> _WHAT YOU HAVE TO DO_: Check every line for the word "React" and state how many lines have it. Reply with the number alone.
───── SOURCE MATERIAL ─────
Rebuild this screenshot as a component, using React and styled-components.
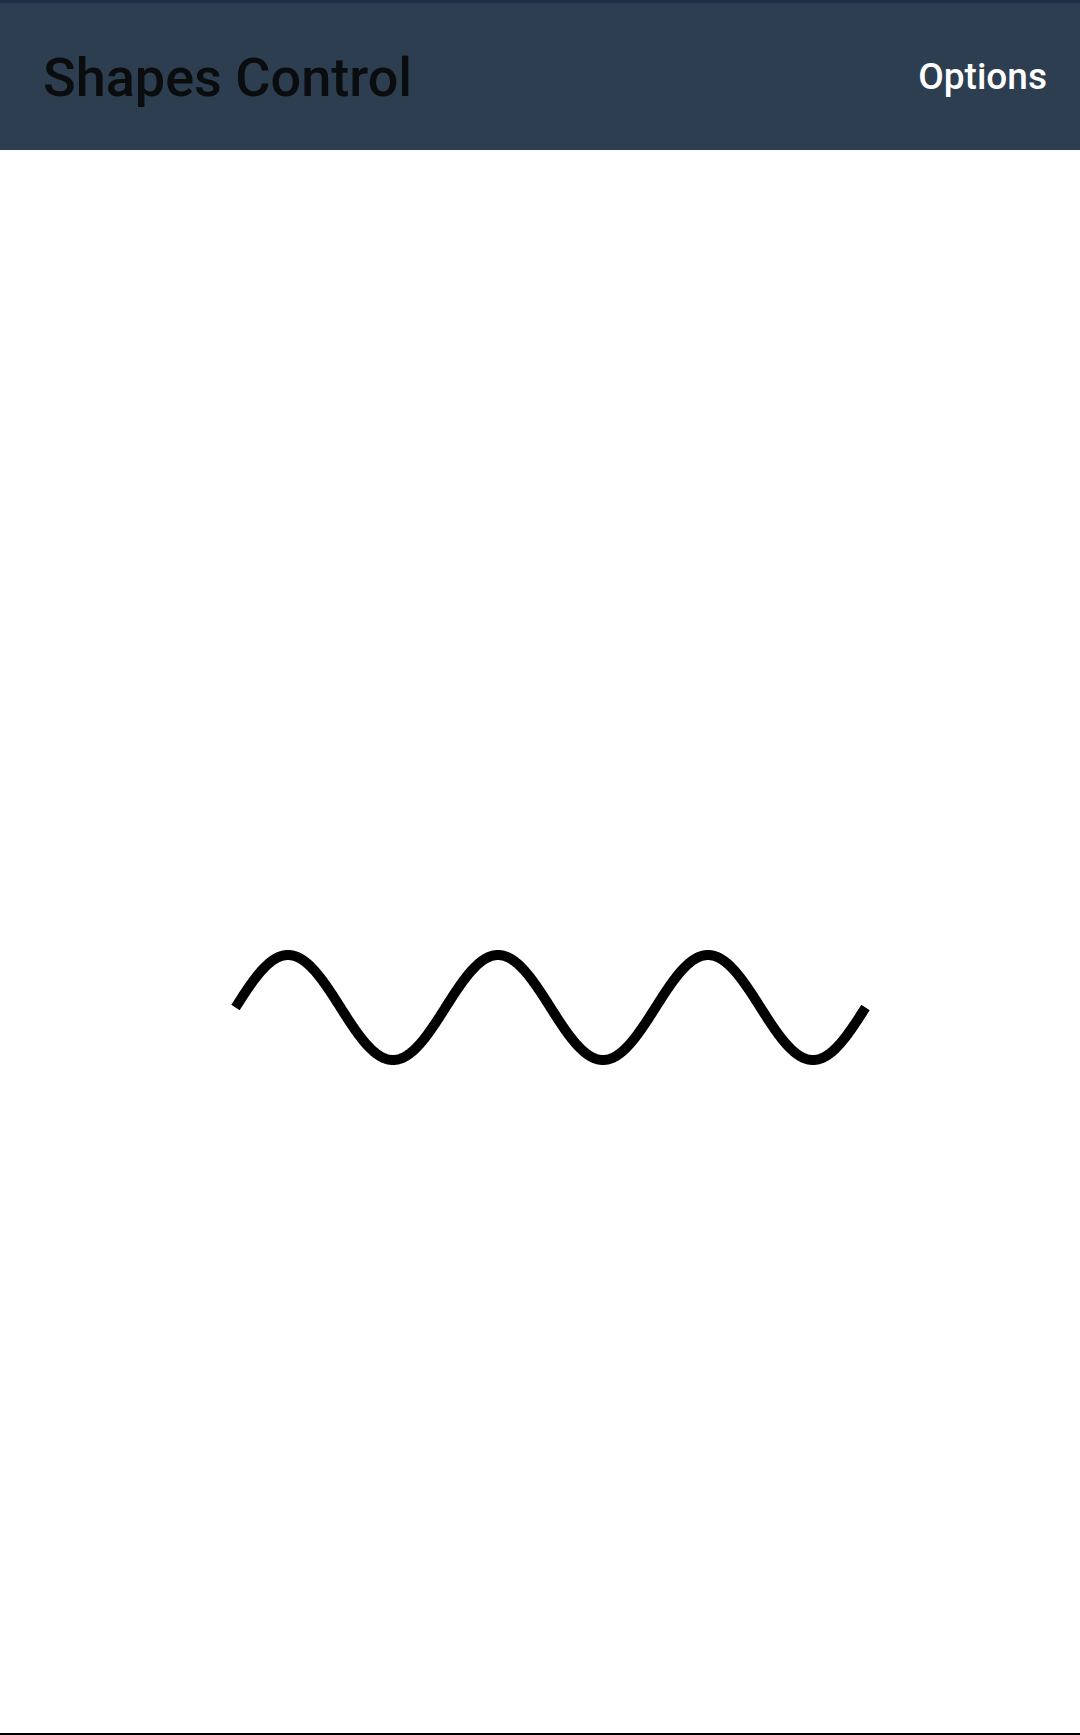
import React from "react";
import styled, { createGlobalStyle } from "styled-components";

const GlobalStyle = createGlobalStyle`
  html, body {
    margin: 0;
    padding: 0;
    background: #ffffff;
  }
  body {
    font-family: Roboto, "Noto Sans", "Liberation Sans", sans-serif;
  }
  * { box-sizing: border-box; }
`;

const Page = styled.div`
  display: flex;
  flex-direction: column;
  width: 1080px;
  height: 1735px;
  background: #ffffff;
`;

const Toolbar = styled.header`
  display: flex;
  align-items: center;
  justify-content: space-between;
  height: 150px;
  flex: 0 0 150px;
  padding: 0 33px 0 43px;
  background: #2c3e50;
  border-top: 3px solid #1c2f47;
`;

const Title = styled.h1`
  margin: 0;
  padding-top: 3px;
  font-family: Roboto, "Noto Sans", sans-serif;
  font-size: 54px;
  font-weight: 500;
  line-height: 1;
  color: #0a0c0e;
  letter-spacing: 0;
`;

const MenuItem = styled.button`
  margin: 0;
  padding: 0;
  border: none;
  background: transparent;
  font-family: Roboto, "Noto Sans", sans-serif;
  font-size: 37px;
  font-weight: 500;
  line-height: 1;
  color: #ffffff;
  cursor: pointer;
`;

const Canvas = styled.main`
  flex: 1 1 auto;
  position: relative;
  border-bottom: 2px solid #000000;
  overflow: hidden;
`;

const WaveSvg = styled.svg`
  display: block;
  width: 1080px;
  height: 1583px;
`;

function wavePoints() {
  const x0 = 235.5;
  const period = 210;
  const amp = 52.5;
  const cy = 1007.5 - 150;
  const pts = [];
  const n = 630;
  for (let i = 0; i <= n; i++) {
    const x = x0 + i;
    const y = cy - amp * Math.sin((2 * Math.PI * i) / period);
    pts.push(`${x.toFixed(2)},${y.toFixed(2)}`);
  }
  return pts.join(" ");
}

export default function App() {
  return (
    <>
      <GlobalStyle />
      <Page>
        <Toolbar>
          <Title>Shapes Control</Title>
          <MenuItem>Options</MenuItem>
        </Toolbar>
        <Canvas>
          <WaveSvg viewBox="0 0 1080 1583">
            <polyline
              points={wavePoints()}
              fill="none"
              stroke="#000000"
              strokeWidth="10"
              strokeLinecap="butt"
              strokeLinejoin="round"
            />
          </WaveSvg>
        </Canvas>
      </Page>
    </>
  );
}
─────
> _EXERCISE ANSWER_: 2